### Problem details
Can you write out the whole listing exactly?
..........
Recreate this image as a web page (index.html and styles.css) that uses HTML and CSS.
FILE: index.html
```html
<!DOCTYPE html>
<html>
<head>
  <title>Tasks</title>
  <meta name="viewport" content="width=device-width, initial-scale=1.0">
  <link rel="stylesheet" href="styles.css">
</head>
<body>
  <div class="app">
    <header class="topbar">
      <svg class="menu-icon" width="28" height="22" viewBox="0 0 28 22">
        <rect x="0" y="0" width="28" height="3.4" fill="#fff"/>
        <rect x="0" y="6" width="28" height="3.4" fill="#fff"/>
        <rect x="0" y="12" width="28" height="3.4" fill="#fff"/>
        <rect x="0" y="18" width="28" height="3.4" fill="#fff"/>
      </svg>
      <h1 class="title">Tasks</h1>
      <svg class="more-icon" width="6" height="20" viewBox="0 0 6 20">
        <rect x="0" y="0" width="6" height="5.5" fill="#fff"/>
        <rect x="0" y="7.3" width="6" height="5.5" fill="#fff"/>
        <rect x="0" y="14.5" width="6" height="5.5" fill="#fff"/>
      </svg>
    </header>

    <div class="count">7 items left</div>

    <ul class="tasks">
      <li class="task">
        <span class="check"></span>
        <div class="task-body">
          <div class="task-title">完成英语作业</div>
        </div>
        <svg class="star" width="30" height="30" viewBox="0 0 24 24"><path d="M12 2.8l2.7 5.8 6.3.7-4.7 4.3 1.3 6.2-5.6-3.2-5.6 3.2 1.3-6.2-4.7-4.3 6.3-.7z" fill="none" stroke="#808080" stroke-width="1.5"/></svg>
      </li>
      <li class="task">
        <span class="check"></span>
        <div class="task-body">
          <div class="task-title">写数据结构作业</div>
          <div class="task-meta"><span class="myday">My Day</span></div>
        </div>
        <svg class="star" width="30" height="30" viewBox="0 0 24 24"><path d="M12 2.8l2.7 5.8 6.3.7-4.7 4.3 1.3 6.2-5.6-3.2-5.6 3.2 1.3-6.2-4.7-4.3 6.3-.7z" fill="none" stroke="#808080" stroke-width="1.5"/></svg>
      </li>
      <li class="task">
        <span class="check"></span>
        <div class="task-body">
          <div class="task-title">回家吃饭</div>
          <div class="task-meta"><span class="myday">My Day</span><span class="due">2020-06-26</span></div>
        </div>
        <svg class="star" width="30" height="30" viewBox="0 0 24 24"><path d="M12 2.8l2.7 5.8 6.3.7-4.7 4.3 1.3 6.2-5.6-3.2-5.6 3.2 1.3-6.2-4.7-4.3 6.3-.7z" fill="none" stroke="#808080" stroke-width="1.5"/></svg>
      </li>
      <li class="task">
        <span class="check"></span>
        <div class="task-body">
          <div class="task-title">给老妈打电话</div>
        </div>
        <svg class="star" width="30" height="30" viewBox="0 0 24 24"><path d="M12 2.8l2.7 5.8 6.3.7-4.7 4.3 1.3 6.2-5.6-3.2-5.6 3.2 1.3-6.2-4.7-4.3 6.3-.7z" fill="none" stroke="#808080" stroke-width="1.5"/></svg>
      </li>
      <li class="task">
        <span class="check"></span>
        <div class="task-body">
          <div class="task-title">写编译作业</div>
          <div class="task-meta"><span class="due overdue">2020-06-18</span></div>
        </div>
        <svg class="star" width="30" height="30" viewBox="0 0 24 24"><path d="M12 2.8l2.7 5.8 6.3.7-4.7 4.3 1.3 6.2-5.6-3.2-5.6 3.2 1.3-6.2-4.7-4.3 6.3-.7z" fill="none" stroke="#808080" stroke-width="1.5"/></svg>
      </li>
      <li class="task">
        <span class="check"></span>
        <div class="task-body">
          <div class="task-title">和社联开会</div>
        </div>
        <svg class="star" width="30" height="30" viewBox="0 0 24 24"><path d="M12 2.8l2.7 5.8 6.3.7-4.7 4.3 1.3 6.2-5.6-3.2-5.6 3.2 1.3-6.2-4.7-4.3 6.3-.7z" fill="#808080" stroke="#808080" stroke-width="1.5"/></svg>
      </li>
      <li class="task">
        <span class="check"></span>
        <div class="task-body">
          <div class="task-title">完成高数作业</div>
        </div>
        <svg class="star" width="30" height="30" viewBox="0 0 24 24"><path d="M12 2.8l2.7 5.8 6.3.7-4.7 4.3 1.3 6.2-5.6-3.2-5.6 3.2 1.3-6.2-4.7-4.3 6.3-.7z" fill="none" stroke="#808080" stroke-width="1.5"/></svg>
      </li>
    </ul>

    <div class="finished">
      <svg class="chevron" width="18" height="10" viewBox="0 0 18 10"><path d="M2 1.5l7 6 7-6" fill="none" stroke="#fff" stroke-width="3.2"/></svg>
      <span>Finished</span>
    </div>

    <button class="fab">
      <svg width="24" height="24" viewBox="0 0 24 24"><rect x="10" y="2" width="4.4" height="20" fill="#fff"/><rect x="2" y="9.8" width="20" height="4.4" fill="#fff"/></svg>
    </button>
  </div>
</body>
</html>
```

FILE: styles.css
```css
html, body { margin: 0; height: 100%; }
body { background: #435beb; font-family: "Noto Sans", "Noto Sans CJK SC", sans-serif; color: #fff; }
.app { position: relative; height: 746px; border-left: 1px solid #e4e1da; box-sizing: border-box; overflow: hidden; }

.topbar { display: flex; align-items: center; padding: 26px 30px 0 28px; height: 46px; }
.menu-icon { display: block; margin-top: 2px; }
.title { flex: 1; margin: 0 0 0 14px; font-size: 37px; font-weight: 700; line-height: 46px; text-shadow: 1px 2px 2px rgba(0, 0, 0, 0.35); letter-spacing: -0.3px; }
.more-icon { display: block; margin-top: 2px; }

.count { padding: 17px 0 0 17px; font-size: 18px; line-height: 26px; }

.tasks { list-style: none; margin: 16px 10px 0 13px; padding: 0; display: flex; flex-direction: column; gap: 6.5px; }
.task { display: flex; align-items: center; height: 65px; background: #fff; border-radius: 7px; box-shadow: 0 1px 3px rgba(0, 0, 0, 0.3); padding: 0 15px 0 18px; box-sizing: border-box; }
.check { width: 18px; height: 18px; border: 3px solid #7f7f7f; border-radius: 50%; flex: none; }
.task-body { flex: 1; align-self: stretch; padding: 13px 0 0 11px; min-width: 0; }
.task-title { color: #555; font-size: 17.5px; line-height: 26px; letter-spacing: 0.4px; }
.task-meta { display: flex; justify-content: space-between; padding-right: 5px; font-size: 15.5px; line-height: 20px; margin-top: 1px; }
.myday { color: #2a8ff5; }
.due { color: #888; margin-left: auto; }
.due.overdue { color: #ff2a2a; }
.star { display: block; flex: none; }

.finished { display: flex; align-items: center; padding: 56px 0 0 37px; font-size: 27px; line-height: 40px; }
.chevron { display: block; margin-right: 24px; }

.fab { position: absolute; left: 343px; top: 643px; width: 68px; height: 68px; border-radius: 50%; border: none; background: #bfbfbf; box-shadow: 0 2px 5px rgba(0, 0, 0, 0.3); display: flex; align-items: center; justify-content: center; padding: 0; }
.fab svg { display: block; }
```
..........
### Full answer
Recreate this image as a web page (index.html and styles.css) that uses HTML and CSS.
FILE: index.html
```html
<!DOCTYPE html>
<html>
<head>
  <title>Tasks</title>
  <meta name="viewport" content="width=device-width, initial-scale=1.0">
  <link rel="stylesheet" href="styles.css">
</head>
<body>
  <div class="app">
    <header class="topbar">
      <svg class="menu-icon" width="28" height="22" viewBox="0 0 28 22">
        <rect x="0" y="0" width="28" height="3.4" fill="#fff"/>
        <rect x="0" y="6" width="28" height="3.4" fill="#fff"/>
        <rect x="0" y="12" width="28" height="3.4" fill="#fff"/>
        <rect x="0" y="18" width="28" height="3.4" fill="#fff"/>
      </svg>
      <h1 class="title">Tasks</h1>
      <svg class="more-icon" width="6" height="20" viewBox="0 0 6 20">
        <rect x="0" y="0" width="6" height="5.5" fill="#fff"/>
        <rect x="0" y="7.3" width="6" height="5.5" fill="#fff"/>
        <rect x="0" y="14.5" width="6" height="5.5" fill="#fff"/>
      </svg>
    </header>

    <div class="count">7 items left</div>

    <ul class="tasks">
      <li class="task">
        <span class="check"></span>
        <div class="task-body">
          <div class="task-title">完成英语作业</div>
        </div>
        <svg class="star" width="30" height="30" viewBox="0 0 24 24"><path d="M12 2.8l2.7 5.8 6.3.7-4.7 4.3 1.3 6.2-5.6-3.2-5.6 3.2 1.3-6.2-4.7-4.3 6.3-.7z" fill="none" stroke="#808080" stroke-width="1.5"/></svg>
      </li>
      <li class="task">
        <span class="check"></span>
        <div class="task-body">
          <div class="task-title">写数据结构作业</div>
          <div class="task-meta"><span class="myday">My Day</span></div>
        </div>
        <svg class="star" width="30" height="30" viewBox="0 0 24 24"><path d="M12 2.8l2.7 5.8 6.3.7-4.7 4.3 1.3 6.2-5.6-3.2-5.6 3.2 1.3-6.2-4.7-4.3 6.3-.7z" fill="none" stroke="#808080" stroke-width="1.5"/></svg>
      </li>
      <li class="task">
        <span class="check"></span>
        <div class="task-body">
          <div class="task-title">回家吃饭</div>
          <div class="task-meta"><span class="myday">My Day</span><span class="due">2020-06-26</span></div>
        </div>
        <svg class="star" width="30" height="30" viewBox="0 0 24 24"><path d="M12 2.8l2.7 5.8 6.3.7-4.7 4.3 1.3 6.2-5.6-3.2-5.6 3.2 1.3-6.2-4.7-4.3 6.3-.7z" fill="none" stroke="#808080" stroke-width="1.5"/></svg>
      </li>
      <li class="task">
        <span class="check"></span>
        <div class="task-body">
          <div class="task-title">给老妈打电话</div>
        </div>
        <svg class="star" width="30" height="30" viewBox="0 0 24 24"><path d="M12 2.8l2.7 5.8 6.3.7-4.7 4.3 1.3 6.2-5.6-3.2-5.6 3.2 1.3-6.2-4.7-4.3 6.3-.7z" fill="none" stroke="#808080" stroke-width="1.5"/></svg>
      </li>
      <li class="task">
        <span class="check"></span>
        <div class="task-body">
          <div class="task-title">写编译作业</div>
          <div class="task-meta"><span class="due overdue">2020-06-18</span></div>
        </div>
        <svg class="star" width="30" height="30" viewBox="0 0 24 24"><path d="M12 2.8l2.7 5.8 6.3.7-4.7 4.3 1.3 6.2-5.6-3.2-5.6 3.2 1.3-6.2-4.7-4.3 6.3-.7z" fill="none" stroke="#808080" stroke-width="1.5"/></svg>
      </li>
      <li class="task">
        <span class="check"></span>
        <div class="task-body">
          <div class="task-title">和社联开会</div>
        </div>
        <svg class="star" width="30" height="30" viewBox="0 0 24 24"><path d="M12 2.8l2.7 5.8 6.3.7-4.7 4.3 1.3 6.2-5.6-3.2-5.6 3.2 1.3-6.2-4.7-4.3 6.3-.7z" fill="#808080" stroke="#808080" stroke-width="1.5"/></svg>
      </li>
      <li class="task">
        <span class="check"></span>
        <div class="task-body">
          <div class="task-title">完成高数作业</div>
        </div>
        <svg class="star" width="30" height="30" viewBox="0 0 24 24"><path d="M12 2.8l2.7 5.8 6.3.7-4.7 4.3 1.3 6.2-5.6-3.2-5.6 3.2 1.3-6.2-4.7-4.3 6.3-.7z" fill="none" stroke="#808080" stroke-width="1.5"/></svg>
      </li>
    </ul>

    <div class="finished">
      <svg class="chevron" width="18" height="10" viewBox="0 0 18 10"><path d="M2 1.5l7 6 7-6" fill="none" stroke="#fff" stroke-width="3.2"/></svg>
      <span>Finished</span>
    </div>

    <button class="fab">
      <svg width="24" height="24" viewBox="0 0 24 24"><rect x="10" y="2" width="4.4" height="20" fill="#fff"/><rect x="2" y="9.8" width="20" height="4.4" fill="#fff"/></svg>
    </button>
  </div>
</body>
</html>
```

FILE: styles.css
```css
html, body { margin: 0; height: 100%; }
body { background: #435beb; font-family: "Noto Sans", "Noto Sans CJK SC", sans-serif; color: #fff; }
.app { position: relative; height: 746px; border-left: 1px solid #e4e1da; box-sizing: border-box; overflow: hidden; }

.topbar { display: flex; align-items: center; padding: 26px 30px 0 28px; height: 46px; }
.menu-icon { display: block; margin-top: 2px; }
.title { flex: 1; margin: 0 0 0 14px; font-size: 37px; font-weight: 700; line-height: 46px; text-shadow: 1px 2px 2px rgba(0, 0, 0, 0.35); letter-spacing: -0.3px; }
.more-icon { display: block; margin-top: 2px; }

.count { padding: 17px 0 0 17px; font-size: 18px; line-height: 26px; }

.tasks { list-style: none; margin: 16px 10px 0 13px; padding: 0; display: flex; flex-direction: column; gap: 6.5px; }
.task { display: flex; align-items: center; height: 65px; background: #fff; border-radius: 7px; box-shadow: 0 1px 3px rgba(0, 0, 0, 0.3); padding: 0 15px 0 18px; box-sizing: border-box; }
.check { width: 18px; height: 18px; border: 3px solid #7f7f7f; border-radius: 50%; flex: none; }
.task-body { flex: 1; align-self: stretch; padding: 13px 0 0 11px; min-width: 0; }
.task-title { color: #555; font-size: 17.5px; line-height: 26px; letter-spacing: 0.4px; }
.task-meta { display: flex; justify-content: space-between; padding-right: 5px; font-size: 15.5px; line-height: 20px; margin-top: 1px; }
.myday { color: #2a8ff5; }
.due { color: #888; margin-left: auto; }
.due.overdue { color: #ff2a2a; }
.star { display: block; flex: none; }

.finished { display: flex; align-items: center; padding: 56px 0 0 37px; font-size: 27px; line-height: 40px; }
.chevron { display: block; margin-right: 24px; }

.fab { position: absolute; left: 343px; top: 643px; width: 68px; height: 68px; border-radius: 50%; border: none; background: #bfbfbf; box-shadow: 0 2px 5px rgba(0, 0, 0, 0.3); display: flex; align-items: center; justify-content: center; padding: 0; }
.fab svg { display: block; }
```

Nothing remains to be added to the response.